Give the number of lines in the records below that include "image". Reply with that number alone.

>>>>>

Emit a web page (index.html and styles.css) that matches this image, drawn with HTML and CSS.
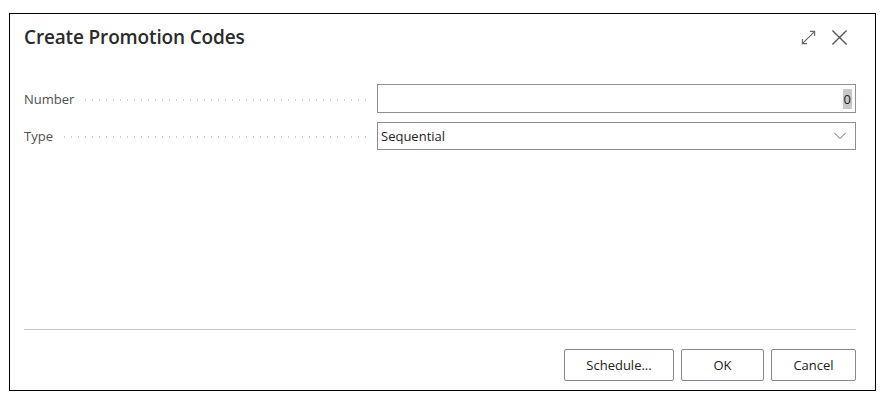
FILE: index.html
```html
<!DOCTYPE html>
<html>
<head>
<meta charset="utf-8">
<link rel="stylesheet" href="styles.css">
</head>
<body>
<div class="dialog">
  <div class="header">
    <h1 class="title">Create Promotion Codes</h1>
    <div class="header-icons">
      <svg class="icon-expand" width="18" height="18" viewBox="0 0 18 18" fill="none" stroke="#666" stroke-width="1.2">
        <path d="M2.5 15.5 L15.5 2.5"/>
        <path d="M2.5 10.5 V15.5 H7.5"/>
        <path d="M10.5 2.5 H15.5 V7.5"/>
      </svg>
      <svg class="icon-close" width="18" height="18" viewBox="0 0 18 18" fill="none" stroke="#555" stroke-width="1.4">
        <path d="M1.5 1.5 L16.5 16.5 M16.5 1.5 L1.5 16.5"/>
      </svg>
    </div>
  </div>
  <div class="form">
    <div class="row">
      <span class="label">Number</span>
      <span class="leader"></span>
      <div class="field num"><span class="sel">0</span></div>
    </div>
    <div class="row">
      <span class="label">Type</span>
      <span class="leader"></span>
      <div class="field select"><span>Sequential</span>
        <svg width="12" height="8" viewBox="0 0 12 8" fill="none" stroke="#666" stroke-width="1"><path d="M0.5 1 L6 6.5 L11.5 1"/></svg>
      </div>
    </div>
  </div>
  <div class="spacer"></div>
  <div class="sep"></div>
  <div class="footer">
    <button class="btn btn-schedule">Schedule...</button>
    <button class="btn btn-ok">OK</button>
    <button class="btn btn-cancel">Cancel</button>
  </div>
</div>
</body>
</html>
```
FILE: styles.css
```css
html, body {
  margin: 0;
  padding: 0;
  background: #fff;
}
body {
  font-family: "Segoe UI", "Open Sans", "Noto Sans", sans-serif;
  color: #212121;
}
.dialog {
  box-sizing: border-box;
  margin: 13px 0 0 9px;
  width: 867px;
  height: 378px;
  border: 1.5px solid #000;
  display: flex;
  flex-direction: column;
  padding: 0 19px 0 14px;
  background: #fff;
}
.header {
  display: flex;
  align-items: center;
  justify-content: space-between;
  height: 46px;
}
.title {
  margin: 0;
  font-size: 19px;
  font-weight: 600;
  color: #2b2b2b;
  letter-spacing: -0.15px;
}
.header-icons {
  display: flex;
  align-items: center;
  gap: 14px;
  margin-right: 8px;
}
.icon-expand { width: 17px; height: 17px; }
.icon-close { width: 17px; height: 17px; }
.form {
  margin-top: 24px;
  display: flex;
  flex-direction: column;
  gap: 8px;
}
.row {
  display: flex;
  align-items: center;
  height: 29px;
}
.label {
  font-size: 13px;
  color: #505050;
  margin-right: 8px;
}
.leader {
  flex: 1;
  height: 2px;
  margin-right: 7px;
  background-image: radial-gradient(circle, #cfcfcf 0.8px, transparent 1px);
  background-size: 7px 2px;
  background-repeat: repeat-x;
  margin-top: 2px;
}
.field {
  box-sizing: border-box;
  width: 479px;
  height: 29px;
  border: 1px solid #8a8f98;
  display: flex;
  align-items: center;
  font-size: 13px;
  color: #212121;
}
.field.num {
  justify-content: flex-end;
  padding-right: 3px;
}
.sel {
  background: #c8c8c8;
  padding: 1px 1px;
  line-height: 18px;
}
.field.select {
  justify-content: space-between;
  padding: 0 9px 0 3px;
  height: 28px;
}
.spacer { flex: 1; }
.sep {
  height: 1px;
  background: #c8c8c8;
}
.footer {
  display: flex;
  justify-content: flex-end;
  gap: 7px;
  padding: 19px 0 9px 0;
}
.btn {
  box-sizing: border-box;
  height: 32px;
  border: 1px solid #8a8886;
  border-radius: 2px;
  background: #fff;
  font-family: inherit;
  font-size: 13px;
  color: #212121;
  padding: 0;
}
.btn-schedule { width: 110px; }
.btn-ok { width: 83px; }
.btn-cancel { width: 85px; }
```
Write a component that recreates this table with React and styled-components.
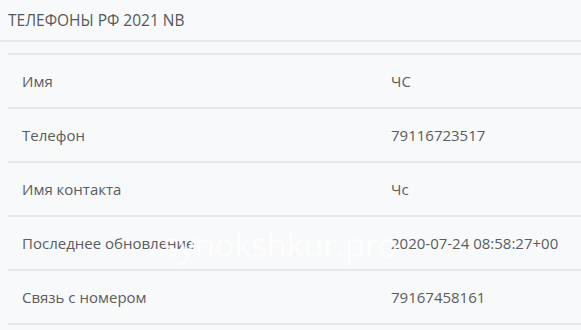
import React from "react";
import styled, { createGlobalStyle } from "styled-components";

const GlobalStyle = createGlobalStyle`
  html, body {
    margin: 0;
    padding: 0;
    background: #f8f9fa;
  }
  body {
    font-family: "Open Sans", "Noto Sans", sans-serif;
    color: #5a5c5e;
    overflow: hidden;
  }
`;

const Page = styled.div`
  position: relative;
  width: 581px;
  height: 330px;
  background: #f8f9fa;
`;

const Header = styled.div`
  height: 40px;
  display: flex;
  align-items: center;
  padding-left: 8px;
  border-bottom: 2px solid #e6e8eb;
  font-size: 15.5px;
  color: #56585a;
`;

const Body = styled.div`
  padding: 11px 0 0 8px;
`;

const Table = styled.div`
  border-top: 2px solid #e6e8eb;
`;

const Row = styled.div`
  display: grid;
  grid-template-columns: 369px 1fr;
  align-items: center;
  height: 52px;
  border-bottom: 2px solid #e6e8eb;
  padding-left: 14px;
  font-size: 15px;
`;

const Label = styled.span`
  color: #5a5c5e;
`;

const Value = styled.span`
  color: #5a5c5e;
`;

const Watermark = styled.div`
  position: absolute;
  left: 163px;
  top: 222px;
  font-size: 33px;
  font-family: "Open Sans", sans-serif;
  color: rgba(255, 255, 255, 0.8);
  pointer-events: none;
  letter-spacing: -0.3px;
`;

const rows = [
  ["Имя", "ЧС"],
  ["Телефон", "79116723517"],
  ["Имя контакта", "Чс"],
  ["Последнее обновление", "2020-07-24 08:58:27+00"],
  ["Связь с номером", "79167458161"],
];

const App = () => {
  return (
    <Page>
      <GlobalStyle />
      <Header>ТЕЛЕФОНЫ РФ 2021 NB</Header>
      <Body>
        <Table>
          {rows.map(([label, value]) => (
            <Row key={label}>
              <Label>{label}</Label>
              <Value>{value}</Value>
            </Row>
          ))}
        </Table>
      </Body>
      <Watermark>synokshkur.pro</Watermark>
    </Page>
  );
};

export default App;
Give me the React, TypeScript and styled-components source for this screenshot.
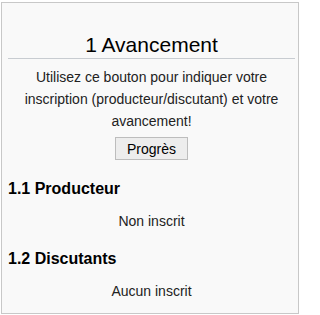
import React from "react";
import styled, { createGlobalStyle } from "styled-components";

const GlobalStyle = createGlobalStyle`
	html, body {
		margin: 0;
		padding: 0;
		background: #ffffff;
	}
	body {
		font-family: "Liberation Sans", Arial, sans-serif;
		color: #222222;
	}
`;

const Frame = styled.div`
	box-sizing: border-box;
	margin: 2px 0 0 1px;
	width: 298px;
	height: 312px;
	border: 1px solid #c8c8c8;
	background: #f9f9f9;
	padding: 0 3px 0 6px;
`;

const Title = styled.h2`
	margin: 0;
	padding: 31px 0 2px;
	font-size: 21px;
	font-weight: normal;
	line-height: 22px;
	text-align: center;
	color: #000000;
	border-bottom: 1px solid #c8ccd1;
`;

const Intro = styled.p`
	margin: 7px 0 0;
	font-size: 14px;
	line-height: 22px;
	text-align: center;
`;

const ButtonRow = styled.div`
	display: flex;
	justify-content: center;
	margin-top: 5px;
`;

const ProgressButton = styled.button`
	box-sizing: border-box;
	height: 23px;
	padding: 0 11px;
	font-family: inherit;
	font-size: 14px;
	color: #000000;
	background: #ededed;
	border: 1px solid #bdbdbd;
	border-radius: 0;
	cursor: pointer;
`;

const SubTitle = styled.h3`
	margin: 20px 0 0;
	font-size: 16px;
	font-weight: bold;
	line-height: 18px;
	color: #000000;
`;

const Status = styled.p`
	margin: 14px 0 0;
	font-size: 14px;
	line-height: 18px;
	text-align: center;
`;

export default function App() {
	return (
		<>
			<GlobalStyle />
			<Frame>
				<Title>1 Avancement</Title>
				<Intro>
					Utilisez ce bouton pour indiquer votre inscription
					(producteur/discutant) et votre avancement!
				</Intro>
				<ButtonRow>
					<ProgressButton>Progrès</ProgressButton>
				</ButtonRow>
				<SubTitle>1.1 Producteur</SubTitle>
				<Status>Non inscrit</Status>
				<SubTitle>1.2 Discutants</SubTitle>
				<Status>Aucun inscrit</Status>
			</Frame>
		</>
	);
}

<<<<<

• _FULL RESPONSE_
2